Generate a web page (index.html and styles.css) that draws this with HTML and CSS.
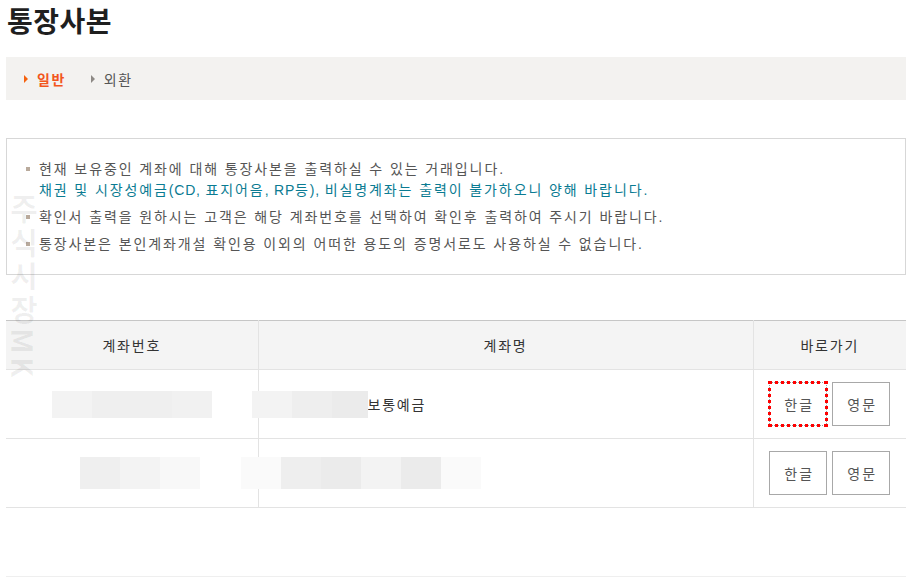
FILE: index.html
```html
<!DOCTYPE html>
<html lang="ko">
<head>
<meta charset="utf-8">
<title>통장사본</title>
<link rel="stylesheet" href="styles.css">
</head>
<body>
<div class="page">
  <h1 class="title">통장사본</h1>
  <ul class="tabs">
    <li class="tab active">일반</li>
    <li class="tab">외환</li>
  </ul>

  <div class="notice">
    <ul class="notice-list">
      <li>현재 보유중인 계좌에 대해 통장사본을 출력하실 수 있는 거래입니다.<br><span class="teal">채권 및 시장성예금<span class="lat">(CD, </span>표지어음<span class="lat">, RP</span>등<span class="lat">), </span>비실명계좌는 출력이 불가하오니 양해 바랍니다.</span></li>
      <li>확인서 출력을 원하시는 고객은 해당 계좌번호를 선택하여 확인후 출력하여 주시기 바랍니다.</li>
      <li>통장사본은 본인계좌개설 확인용 이외의 어떠한 용도의 증명서로도 사용하실 수 없습니다.</li>
    </ul>
  </div>

  <table class="accounts">
    <colgroup>
      <col class="c-num">
      <col class="c-name">
      <col class="c-go">
    </colgroup>
    <thead>
      <tr><th>계좌번호</th><th>계좌명</th><th>바로가기</th></tr>
    </thead>
    <tbody>
      <tr>
        <td class="center">
          <span class="redact r-h27"><span class="seg w40 g1"></span><span class="seg w80 g2"></span><span class="seg w40 g3"></span></span>
        </td>
        <td class="left">
          <span class="redact r-h27 shift7"><span class="seg w40 g1"></span><span class="seg w40 g4"></span><span class="seg w36 g5"></span></span><span class="acct-name">보통예금</span>
        </td>
        <td class="center">
          <div class="btns"><button class="btn focus">한글</button><button class="btn">영문</button></div>
        </td>
      </tr>
      <tr>
        <td class="center">
          <span class="redact r-h32 push16"><span class="seg w40 g2"></span><span class="seg w40 g1"></span><span class="seg w40 g6"></span></span>
        </td>
        <td class="left">
          <span class="redact r-h32 shift18"><span class="seg w40 g7"></span><span class="seg w40 g4"></span><span class="seg w40 g5"></span><span class="seg w40 g1"></span><span class="seg w40 g5"></span><span class="seg w40 g7"></span></span>
        </td>
        <td class="center">
          <div class="btns"><button class="btn">한글</button><button class="btn">영문</button></div>
        </td>
      </tr>
    </tbody>
  </table>

  <div class="rule"></div>

  <div class="watermark">주식시장MK</div>
</div>
</body>
</html>
```
FILE: styles.css
```css
html, body {
  margin: 0;
  padding: 0;
  background: #fff;
}

body {
  font-family: "Liberation Sans", "Noto Sans CJK KR", sans-serif;
  color: #555;
}

.page {
  position: relative;
  width: 900px;
  margin-left: 6px;
}

.title {
  margin: 0;
  padding-left: 1px;
  font-family: "Noto Sans CJK KR", sans-serif;
  font-size: 28px;
  line-height: 40px;
  font-weight: bold;
  letter-spacing: 0.5px;
  color: #1f1f1f;
}

/* tabs */
.tabs {
  margin: 17px 0 0;
  padding: 3px 0 0 18px;
  box-sizing: border-box;
  list-style: none;
  height: 43px;
  background: #f3f2f0;
  display: flex;
  align-items: center;
  gap: 25px;
}

.tab {
  position: relative;
  padding-left: 13px;
  font-size: 14px;
  line-height: 20px;
  letter-spacing: 1.5px;
  color: #555;
}

.tab::before {
  content: "";
  position: absolute;
  left: 0;
  top: 5px;
  border-left: 4px solid #8d8985;
  border-top: 4px solid transparent;
  border-bottom: 4px solid transparent;
}

.tab.active {
  color: #f2561d;
  font-weight: bold;
}

.tab.active::before {
  border-left-color: #f5620f;
}

/* notice box */
.notice {
  margin-top: 38px;
  border: 1px solid #d7d7d7;
  padding: 20px 19px 19px;
}

.notice-list {
  margin: 0;
  padding: 0;
  list-style: none;
}

.notice-list li {
  position: relative;
  padding-left: 13px;
  font-size: 14px;
  line-height: 21px;
  letter-spacing: 1.9px;
  color: #555;
}

.notice-list li + li {
  margin-top: 6px;
}

.notice-list li::before {
  content: "";
  position: absolute;
  left: 0;
  top: 8px;
  width: 4px;
  height: 4px;
  background: #b9aa9c;
}

.teal {
  color: #0a7b92;
}

.lat {
  letter-spacing: 0.8px;
}

/* table */
.accounts {
  margin-top: 45px;
  width: 900px;
  border-collapse: collapse;
  table-layout: fixed;
  border-top: 1px solid #c6c6c6;
}

.c-num { width: 252px; }
.c-name { width: 495px; }
.c-go { width: 153px; }

.accounts th {
  height: 48px;
  padding: 0;
  background: #f4f4f4;
  font-weight: normal;
  font-size: 14px;
  letter-spacing: 1.8px;
  color: #333;
  border-bottom: 1px solid #e3e3e3;
}

.accounts td {
  height: 68px;
  padding: 0;
  border-bottom: 1px solid #e3e3e3;
  font-size: 14px;
  letter-spacing: 1.8px;
  color: #333;
  vertical-align: middle;
}

.accounts th + th,
.accounts td + td {
  border-left: 1px solid #e3e3e3;
}

.center { text-align: center; }
.left { text-align: left; }

.redact {
  position: relative;
  display: inline-flex;
  vertical-align: middle;
}

.r-h27 .seg { height: 27px; }
.r-h32 .seg { height: 32px; }

.shift7 { margin-left: -7px; }
.shift18 { margin-left: -18px; }
.push16 { margin-left: 16px; }

.seg { display: block; }
.w36 { width: 36px; }
.w40 { width: 40px; }
.w80 { width: 80px; }

.g1 { background: #f3f3f3; }
.g2 { background: #efefef; }
.g3 { background: #f1f1f1; }
.g4 { background: #eeeeee; }
.g5 { background: #ebebeb; }
.g6 { background: #f8f8f8; }
.g7 { background: #fafafa; }

.acct-name {
  vertical-align: middle;
  line-height: 20px;
}

.btns {
  display: inline-flex;
  gap: 5px;
  vertical-align: middle;
}

.btn {
  width: 58px;
  height: 44px;
  padding: 0 0 0 2px;
  border: 1px solid #a8a8a8;
  background: #fff;
  font-family: "Liberation Sans", "Noto Sans CJK KR", sans-serif;
  font-size: 14px;
  letter-spacing: 2px;
  color: #555;
  cursor: pointer;
}

.btn.focus {
  border: 1px dotted #999;
  outline: 3px dotted #ff0000;
  outline-offset: -2px;
}

.rule {
  margin-top: 68px;
  border-top: 1px solid #efefef;
}

/* watermark overlay */
.watermark {
  position: absolute;
  left: 3px;
  top: 194px;
  writing-mode: vertical-rl;
  font-family: "Noto Sans CJK KR", "Liberation Sans", sans-serif;
  font-size: 30px;
  font-weight: bold;
  line-height: 1;
  letter-spacing: 3.5px;
  color: rgba(0, 0, 0, 0.06);
  pointer-events: none;
}
```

What you will do:
Extract the full listing exactly, with the pictures left out.

Answer below:
Generate a web page (index.html and styles.css) that draws this with HTML and CSS.
FILE: index.html
```html
<!DOCTYPE html>
<html lang="ko">
<head>
<meta charset="utf-8">
<title>통장사본</title>
<link rel="stylesheet" href="styles.css">
</head>
<body>
<div class="page">
  <h1 class="title">통장사본</h1>
  <ul class="tabs">
    <li class="tab active">일반</li>
    <li class="tab">외환</li>
  </ul>

  <div class="notice">
    <ul class="notice-list">
      <li>현재 보유중인 계좌에 대해 통장사본을 출력하실 수 있는 거래입니다.<br><span class="teal">채권 및 시장성예금<span class="lat">(CD, </span>표지어음<span class="lat">, RP</span>등<span class="lat">), </span>비실명계좌는 출력이 불가하오니 양해 바랍니다.</span></li>
      <li>확인서 출력을 원하시는 고객은 해당 계좌번호를 선택하여 확인후 출력하여 주시기 바랍니다.</li>
      <li>통장사본은 본인계좌개설 확인용 이외의 어떠한 용도의 증명서로도 사용하실 수 없습니다.</li>
    </ul>
  </div>

  <table class="accounts">
    <colgroup>
      <col class="c-num">
      <col class="c-name">
      <col class="c-go">
    </colgroup>
    <thead>
      <tr><th>계좌번호</th><th>계좌명</th><th>바로가기</th></tr>
    </thead>
    <tbody>
      <tr>
        <td class="center">
          <span class="redact r-h27"><span class="seg w40 g1"></span><span class="seg w80 g2"></span><span class="seg w40 g3"></span></span>
        </td>
        <td class="left">
          <span class="redact r-h27 shift7"><span class="seg w40 g1"></span><span class="seg w40 g4"></span><span class="seg w36 g5"></span></span><span class="acct-name">보통예금</span>
        </td>
        <td class="center">
          <div class="btns"><button class="btn focus">한글</button><button class="btn">영문</button></div>
        </td>
      </tr>
      <tr>
        <td class="center">
          <span class="redact r-h32 push16"><span class="seg w40 g2"></span><span class="seg w40 g1"></span><span class="seg w40 g6"></span></span>
        </td>
        <td class="left">
          <span class="redact r-h32 shift18"><span class="seg w40 g7"></span><span class="seg w40 g4"></span><span class="seg w40 g5"></span><span class="seg w40 g1"></span><span class="seg w40 g5"></span><span class="seg w40 g7"></span></span>
        </td>
        <td class="center">
          <div class="btns"><button class="btn">한글</button><button class="btn">영문</button></div>
        </td>
      </tr>
    </tbody>
  </table>

  <div class="rule"></div>

  <div class="watermark">주식시장MK</div>
</div>
</body>
</html>
```
FILE: styles.css
```css
html, body {
  margin: 0;
  padding: 0;
  background: #fff;
}

body {
  font-family: "Liberation Sans", "Noto Sans CJK KR", sans-serif;
  color: #555;
}

.page {
  position: relative;
  width: 900px;
  margin-left: 6px;
}

.title {
  margin: 0;
  padding-left: 1px;
  font-family: "Noto Sans CJK KR", sans-serif;
  font-size: 28px;
  line-height: 40px;
  font-weight: bold;
  letter-spacing: 0.5px;
  color: #1f1f1f;
}

/* tabs */
.tabs {
  margin: 17px 0 0;
  padding: 3px 0 0 18px;
  box-sizing: border-box;
  list-style: none;
  height: 43px;
  background: #f3f2f0;
  display: flex;
  align-items: center;
  gap: 25px;
}

.tab {
  position: relative;
  padding-left: 13px;
  font-size: 14px;
  line-height: 20px;
  letter-spacing: 1.5px;
  color: #555;
}

.tab::before {
  content: "";
  position: absolute;
  left: 0;
  top: 5px;
  border-left: 4px solid #8d8985;
  border-top: 4px solid transparent;
  border-bottom: 4px solid transparent;
}

.tab.active {
  color: #f2561d;
  font-weight: bold;
}

.tab.active::before {
  border-left-color: #f5620f;
}

/* notice box */
.notice {
  margin-top: 38px;
  border: 1px solid #d7d7d7;
  padding: 20px 19px 19px;
}

.notice-list {
  margin: 0;
  padding: 0;
  list-style: none;
}

.notice-list li {
  position: relative;
  padding-left: 13px;
  font-size: 14px;
  line-height: 21px;
  letter-spacing: 1.9px;
  color: #555;
}

.notice-list li + li {
  margin-top: 6px;
}

.notice-list li::before {
  content: "";
  position: absolute;
  left: 0;
  top: 8px;
  width: 4px;
  height: 4px;
  background: #b9aa9c;
}

.teal {
  color: #0a7b92;
}

.lat {
  letter-spacing: 0.8px;
}

/* table */
.accounts {
  margin-top: 45px;
  width: 900px;
  border-collapse: collapse;
  table-layout: fixed;
  border-top: 1px solid #c6c6c6;
}

.c-num { width: 252px; }
.c-name { width: 495px; }
.c-go { width: 153px; }

.accounts th {
  height: 48px;
  padding: 0;
  background: #f4f4f4;
  font-weight: normal;
  font-size: 14px;
  letter-spacing: 1.8px;
  color: #333;
  border-bottom: 1px solid #e3e3e3;
}

.accounts td {
  height: 68px;
  padding: 0;
  border-bottom: 1px solid #e3e3e3;
  font-size: 14px;
  letter-spacing: 1.8px;
  color: #333;
  vertical-align: middle;
}

.accounts th + th,
.accounts td + td {
  border-left: 1px solid #e3e3e3;
}

.center { text-align: center; }
.left { text-align: left; }

.redact {
  position: relative;
  display: inline-flex;
  vertical-align: middle;
}

.r-h27 .seg { height: 27px; }
.r-h32 .seg { height: 32px; }

.shift7 { margin-left: -7px; }
.shift18 { margin-left: -18px; }
.push16 { margin-left: 16px; }

.seg { display: block; }
.w36 { width: 36px; }
.w40 { width: 40px; }
.w80 { width: 80px; }

.g1 { background: #f3f3f3; }
.g2 { background: #efefef; }
.g3 { background: #f1f1f1; }
.g4 { background: #eeeeee; }
.g5 { background: #ebebeb; }
.g6 { background: #f8f8f8; }
.g7 { background: #fafafa; }

.acct-name {
  vertical-align: middle;
  line-height: 20px;
}

.btns {
  display: inline-flex;
  gap: 5px;
  vertical-align: middle;
}

.btn {
  width: 58px;
  height: 44px;
  padding: 0 0 0 2px;
  border: 1px solid #a8a8a8;
  background: #fff;
  font-family: "Liberation Sans", "Noto Sans CJK KR", sans-serif;
  font-size: 14px;
  letter-spacing: 2px;
  color: #555;
  cursor: pointer;
}

.btn.focus {
  border: 1px dotted #999;
  outline: 3px dotted #ff0000;
  outline-offset: -2px;
}

.rule {
  margin-top: 68px;
  border-top: 1px solid #efefef;
}

/* watermark overlay */
.watermark {
  position: absolute;
  left: 3px;
  top: 194px;
  writing-mode: vertical-rl;
  font-family: "Noto Sans CJK KR", "Liberation Sans", sans-serif;
  font-size: 30px;
  font-weight: bold;
  line-height: 1;
  letter-spacing: 3.5px;
  color: rgba(0, 0, 0, 0.06);
  pointer-events: none;
}
```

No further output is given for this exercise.